**TASK DESCRIPTION:** The material below should be written out in full and exactly; pictures stay out of the copy.

**DATASET EXTRACT:**
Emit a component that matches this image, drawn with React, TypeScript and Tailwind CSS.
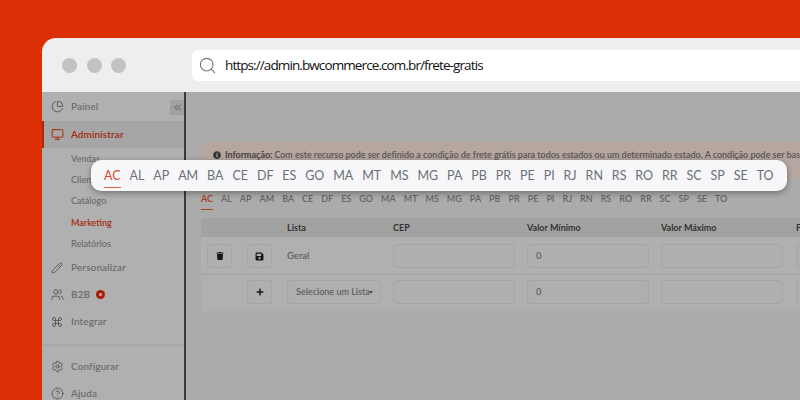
import React from "react";
import { ChartPie, Monitor, Pencil, Users, Command, Settings, CircleHelp, ChevronsLeft, Search } from "lucide-react";
import { FaTrash, FaSave, FaPlus, FaInfoCircle, FaCaretDown } from "react-icons/fa";

const states = ["AC","AL","AP","AM","BA","CE","DF","ES","GO","MA","MT","MS","MG","PA","PB","PR","PE","PI","RJ","RN","RS","RO","RR","SC","SP","SE","TO"];

function NavRow({ icon, label, active, badge, className = "" }: { icon: React.ReactNode; label: string; active?: boolean; badge?: boolean; className?: string }) {
  return (
    <div className={`flex h-[27px] shrink-0 items-center text-[10px] font-semibold tracking-[0.1px] ${active ? "border-l-2 border-[#a32a10] bg-[#a6a6a6] pl-[4px] font-bold text-[#a32a10]" : "pl-[6px] text-[#6e6e6e]"} ${className}`}>
      <span className={`flex w-[18px] justify-center ${active ? "text-[#a32a10]" : "text-[#4d4d4d]"}`}>{icon}</span>
      <span className="ml-[5px]">{label}</span>
      {badge && <span className="ml-[6px] flex h-[9px] w-[9px] items-center justify-center rounded-full bg-[#a81d06]"><span className="h-[3px] w-[3px] rounded-full bg-[#c9b0a8]" /></span>}
    </div>
  );
}

function SubRow({ label, active }: { label: string; active?: boolean }) {
  return <div className={`flex h-[21.3px] items-center pl-[29px] text-[9px] font-semibold ${active ? "font-bold text-[#a32a10]" : "text-[#6e6e6e]"}`}>{label}</div>;
}

function Field({ value, className = "", children }: { value?: string; className?: string; children?: React.ReactNode }) {
  return <div className={`flex h-[24px] items-center rounded-[3px] border border-[#a5a5a5] bg-[#afafaf] pl-[8px] text-[9.5px] font-semibold text-[#5f5f5f] ${className}`}>{value}{children}</div>;
}

function IconButton({ children }: { children: React.ReactNode }) {
  return <div className="flex h-[24px] w-[25px] items-center justify-center rounded-[3px] border border-[#a5a5a5] bg-[#afafaf] text-[#161616]">{children}</div>;
}

const rowGrid = "grid grid-cols-[6px_25px_15px_25px_15px_94px_12px_122px_12px_122px_12px_122px_13px_40px] items-center";

export default function App() {
  return (
    <div className="h-[400px] w-[800px] overflow-hidden bg-[#dc2f05] pl-[42px] pt-[38px] font-['Lato',sans-serif]">
      <div className="relative flex h-[362px] w-[758px] flex-col overflow-hidden rounded-tl-[14px]">
        <header className="flex h-[54px] shrink-0 items-center bg-[#eeeeee] pl-[20px]">
          <div className="flex gap-[9.5px]">
            <span className="h-[15px] w-[15px] rounded-full bg-[#c2c2c0]" />
            <span className="h-[15px] w-[15px] rounded-full bg-[#c2c2c0]" />
            <span className="h-[15px] w-[15px] rounded-full bg-[#c2c2c0]" />
          </div>
          <div className="ml-[66px] flex h-[31px] flex-1 items-center rounded-l-[6px] bg-white pl-[6px] font-['Open_Sans',sans-serif] text-[13.5px] tracking-[-0.9px] text-[#111111]">
            <Search size={19} strokeWidth={1.4} className="text-[#777777]" />
            <span className="ml-[8px]">https://admin.bwcommerce.com.br/frete-gratis</span>
          </div>
        </header>

        <div className="flex min-h-0 flex-1">
          <aside className="relative flex w-[144px] shrink-0 flex-col border-r-2 border-[#3a3a3a] bg-[#b0b0b0]">
            <NavRow icon={<ChartPie size={13} strokeWidth={1.6} />} label="Painel" className="h-[29px]" />
            <NavRow icon={<Monitor size={13} strokeWidth={1.8} />} label="Administrar" active />
            <div>
              <SubRow label="Vendas" />
              <SubRow label="Clientes" />
              <SubRow label="Catálogo" />
              <SubRow label="Marketing" active />
              <SubRow label="Relatórios" />
            </div>
            <NavRow icon={<Pencil size={12} strokeWidth={1.6} />} label="Personalizar" />
            <NavRow icon={<Users size={13} strokeWidth={1.6} />} label="B2B" badge />
            <NavRow icon={<Command size={12} strokeWidth={1.6} />} label="Integrar" />
            <div className="mt-[9px] mb-[7px] h-[2px] shrink-0 bg-[#a8a8a8]" />
            <NavRow icon={<Settings size={13} strokeWidth={1.6} />} label="Configurar" />
            <NavRow icon={<CircleHelp size={13} strokeWidth={1.6} />} label="Ajuda" />
            <div className="absolute right-0 top-[8px] flex h-[15px] w-[14px] items-center justify-center bg-[#a0a0a0] text-[#3f3f3f]">
              <ChevronsLeft size={11} strokeWidth={1.6} />
            </div>
          </aside>

          <main className="min-w-0 flex-1 overflow-hidden bg-[#ababab] pl-[15px] pt-[50px]">
            <div className="flex h-[38px] w-[640px] items-start whitespace-nowrap bg-[#b5a69f] pl-[12px] pt-[6px] text-[9px] font-semibold tracking-[-0.03px] text-[#555555]">
              <FaInfoCircle size={8} className="mt-[3px] text-[#333333]" />
              <span className="ml-[4px] font-bold text-[#444444]">Informação:</span>
              <span className="ml-[2px]">Com este recurso pode ser definido a condição de frete grátis para todos estados ou um determinado estado. A condição pode ser baseada</span>
            </div>

            <div className="mt-[12px] flex h-[18px] gap-[8px] text-[9px] font-semibold text-[#666666]">
              {states.map((s, i) => (
                <span key={s} className={i === 0 ? "h-[18px] border-b border-[#b5402a] text-[#a8351f]" : ""}>{s}</span>
              ))}
            </div>

            <div className="mt-[8px] w-[640px] bg-[#b0b0b0]">
              <div className={`${rowGrid} h-[19px] rounded-t-[3px] bg-[#a2a2a2] text-[9px] font-bold text-[#333333]`}>
                <span className="col-start-6">Lista</span>
                <span className="col-start-8">CEP</span>
                <span className="col-start-10">Valor Mínimo</span>
                <span className="col-start-12">Valor Máximo</span>
                <span className="col-start-14">Frete</span>
              </div>
              <div className={`${rowGrid} h-[38px] border-b-2 border-[#a7a7a7] pt-[2px]`}>
                <div className="col-start-2"><IconButton><FaTrash size={8} /></IconButton></div>
                <div className="col-start-4"><IconButton><FaSave size={9} /></IconButton></div>
                <span className="col-start-6 text-[9.5px] font-semibold text-[#5f5f5f]">Geral</span>
                <div className="col-start-8"><Field /></div>
                <div className="col-start-10"><Field value="0" /></div>
                <div className="col-start-12"><Field /></div>
                <div className="col-start-14"><Field /></div>
              </div>
              <div className={`${rowGrid} h-[36px] pb-[2px]`}>
                <div className="col-start-4"><IconButton><FaPlus size={8} /></IconButton></div>
                <div className="col-start-6">
                  <Field className="whitespace-nowrap text-[9px]">
                    <span>Selecione um Lista</span>
                    <FaCaretDown size={6} className="ml-[-2px] text-[#333333]" />
                  </Field>
                </div>
                <div className="col-start-8"><Field /></div>
                <div className="col-start-10"><Field value="0" /></div>
                <div className="col-start-12"><Field /></div>
                <div className="col-start-14"><Field /></div>
              </div>
            </div>
          </main>
        </div>

        <div className="absolute left-[49px] top-[122px] flex h-[31px] w-[696px] items-center justify-between rounded-[10px] bg-[#f7f7f9] px-[13px] pt-[1px] text-[12.5px] text-[#6a6f78] shadow-[0_2px_6px_rgba(0,0,0,0.35)]">
          {states.map((s, i) => (
            <span key={s} className={i === 0 ? "relative text-[#d9472b] after:absolute after:left-0 after:right-0 after:top-[20px] after:h-[1.5px] after:bg-[#e8664d] after:content-['']" : ""}>{s}</span>
          ))}
        </div>
      </div>
    </div>
  );
}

**SOLUTION TO THIS PROBLEM:**
Emit a component that matches this image, drawn with React, TypeScript and Tailwind CSS.
import React from "react";
import { ChartPie, Monitor, Pencil, Users, Command, Settings, CircleHelp, ChevronsLeft, Search } from "lucide-react";
import { FaTrash, FaSave, FaPlus, FaInfoCircle, FaCaretDown } from "react-icons/fa";

const states = ["AC","AL","AP","AM","BA","CE","DF","ES","GO","MA","MT","MS","MG","PA","PB","PR","PE","PI","RJ","RN","RS","RO","RR","SC","SP","SE","TO"];

function NavRow({ icon, label, active, badge, className = "" }: { icon: React.ReactNode; label: string; active?: boolean; badge?: boolean; className?: string }) {
  return (
    <div className={`flex h-[27px] shrink-0 items-center text-[10px] font-semibold tracking-[0.1px] ${active ? "border-l-2 border-[#a32a10] bg-[#a6a6a6] pl-[4px] font-bold text-[#a32a10]" : "pl-[6px] text-[#6e6e6e]"} ${className}`}>
      <span className={`flex w-[18px] justify-center ${active ? "text-[#a32a10]" : "text-[#4d4d4d]"}`}>{icon}</span>
      <span className="ml-[5px]">{label}</span>
      {badge && <span className="ml-[6px] flex h-[9px] w-[9px] items-center justify-center rounded-full bg-[#a81d06]"><span className="h-[3px] w-[3px] rounded-full bg-[#c9b0a8]" /></span>}
    </div>
  );
}

function SubRow({ label, active }: { label: string; active?: boolean }) {
  return <div className={`flex h-[21.3px] items-center pl-[29px] text-[9px] font-semibold ${active ? "font-bold text-[#a32a10]" : "text-[#6e6e6e]"}`}>{label}</div>;
}

function Field({ value, className = "", children }: { value?: string; className?: string; children?: React.ReactNode }) {
  return <div className={`flex h-[24px] items-center rounded-[3px] border border-[#a5a5a5] bg-[#afafaf] pl-[8px] text-[9.5px] font-semibold text-[#5f5f5f] ${className}`}>{value}{children}</div>;
}

function IconButton({ children }: { children: React.ReactNode }) {
  return <div className="flex h-[24px] w-[25px] items-center justify-center rounded-[3px] border border-[#a5a5a5] bg-[#afafaf] text-[#161616]">{children}</div>;
}

const rowGrid = "grid grid-cols-[6px_25px_15px_25px_15px_94px_12px_122px_12px_122px_12px_122px_13px_40px] items-center";

export default function App() {
  return (
    <div className="h-[400px] w-[800px] overflow-hidden bg-[#dc2f05] pl-[42px] pt-[38px] font-['Lato',sans-serif]">
      <div className="relative flex h-[362px] w-[758px] flex-col overflow-hidden rounded-tl-[14px]">
        <header className="flex h-[54px] shrink-0 items-center bg-[#eeeeee] pl-[20px]">
          <div className="flex gap-[9.5px]">
            <span className="h-[15px] w-[15px] rounded-full bg-[#c2c2c0]" />
            <span className="h-[15px] w-[15px] rounded-full bg-[#c2c2c0]" />
            <span className="h-[15px] w-[15px] rounded-full bg-[#c2c2c0]" />
          </div>
          <div className="ml-[66px] flex h-[31px] flex-1 items-center rounded-l-[6px] bg-white pl-[6px] font-['Open_Sans',sans-serif] text-[13.5px] tracking-[-0.9px] text-[#111111]">
            <Search size={19} strokeWidth={1.4} className="text-[#777777]" />
            <span className="ml-[8px]">https://admin.bwcommerce.com.br/frete-gratis</span>
          </div>
        </header>

        <div className="flex min-h-0 flex-1">
          <aside className="relative flex w-[144px] shrink-0 flex-col border-r-2 border-[#3a3a3a] bg-[#b0b0b0]">
            <NavRow icon={<ChartPie size={13} strokeWidth={1.6} />} label="Painel" className="h-[29px]" />
            <NavRow icon={<Monitor size={13} strokeWidth={1.8} />} label="Administrar" active />
            <div>
              <SubRow label="Vendas" />
              <SubRow label="Clientes" />
              <SubRow label="Catálogo" />
              <SubRow label="Marketing" active />
              <SubRow label="Relatórios" />
            </div>
            <NavRow icon={<Pencil size={12} strokeWidth={1.6} />} label="Personalizar" />
            <NavRow icon={<Users size={13} strokeWidth={1.6} />} label="B2B" badge />
            <NavRow icon={<Command size={12} strokeWidth={1.6} />} label="Integrar" />
            <div className="mt-[9px] mb-[7px] h-[2px] shrink-0 bg-[#a8a8a8]" />
            <NavRow icon={<Settings size={13} strokeWidth={1.6} />} label="Configurar" />
            <NavRow icon={<CircleHelp size={13} strokeWidth={1.6} />} label="Ajuda" />
            <div className="absolute right-0 top-[8px] flex h-[15px] w-[14px] items-center justify-center bg-[#a0a0a0] text-[#3f3f3f]">
              <ChevronsLeft size={11} strokeWidth={1.6} />
            </div>
          </aside>

          <main className="min-w-0 flex-1 overflow-hidden bg-[#ababab] pl-[15px] pt-[50px]">
            <div className="flex h-[38px] w-[640px] items-start whitespace-nowrap bg-[#b5a69f] pl-[12px] pt-[6px] text-[9px] font-semibold tracking-[-0.03px] text-[#555555]">
              <FaInfoCircle size={8} className="mt-[3px] text-[#333333]" />
              <span className="ml-[4px] font-bold text-[#444444]">Informação:</span>
              <span className="ml-[2px]">Com este recurso pode ser definido a condição de frete grátis para todos estados ou um determinado estado. A condição pode ser baseada</span>
            </div>

            <div className="mt-[12px] flex h-[18px] gap-[8px] text-[9px] font-semibold text-[#666666]">
              {states.map((s, i) => (
                <span key={s} className={i === 0 ? "h-[18px] border-b border-[#b5402a] text-[#a8351f]" : ""}>{s}</span>
              ))}
            </div>

            <div className="mt-[8px] w-[640px] bg-[#b0b0b0]">
              <div className={`${rowGrid} h-[19px] rounded-t-[3px] bg-[#a2a2a2] text-[9px] font-bold text-[#333333]`}>
                <span className="col-start-6">Lista</span>
                <span className="col-start-8">CEP</span>
                <span className="col-start-10">Valor Mínimo</span>
                <span className="col-start-12">Valor Máximo</span>
                <span className="col-start-14">Frete</span>
              </div>
              <div className={`${rowGrid} h-[38px] border-b-2 border-[#a7a7a7] pt-[2px]`}>
                <div className="col-start-2"><IconButton><FaTrash size={8} /></IconButton></div>
                <div className="col-start-4"><IconButton><FaSave size={9} /></IconButton></div>
                <span className="col-start-6 text-[9.5px] font-semibold text-[#5f5f5f]">Geral</span>
                <div className="col-start-8"><Field /></div>
                <div className="col-start-10"><Field value="0" /></div>
                <div className="col-start-12"><Field /></div>
                <div className="col-start-14"><Field /></div>
              </div>
              <div className={`${rowGrid} h-[36px] pb-[2px]`}>
                <div className="col-start-4"><IconButton><FaPlus size={8} /></IconButton></div>
                <div className="col-start-6">
                  <Field className="whitespace-nowrap text-[9px]">
                    <span>Selecione um Lista</span>
                    <FaCaretDown size={6} className="ml-[-2px] text-[#333333]" />
                  </Field>
                </div>
                <div className="col-start-8"><Field /></div>
                <div className="col-start-10"><Field value="0" /></div>
                <div className="col-start-12"><Field /></div>
                <div className="col-start-14"><Field /></div>
              </div>
            </div>
          </main>
        </div>

        <div className="absolute left-[49px] top-[122px] flex h-[31px] w-[696px] items-center justify-between rounded-[10px] bg-[#f7f7f9] px-[13px] pt-[1px] text-[12.5px] text-[#6a6f78] shadow-[0_2px_6px_rgba(0,0,0,0.35)]">
          {states.map((s, i) => (
            <span key={s} className={i === 0 ? "relative text-[#d9472b] after:absolute after:left-0 after:right-0 after:top-[20px] after:h-[1.5px] after:bg-[#e8664d] after:content-['']" : ""}>{s}</span>
          ))}
        </div>
      </div>
    </div>
  );
}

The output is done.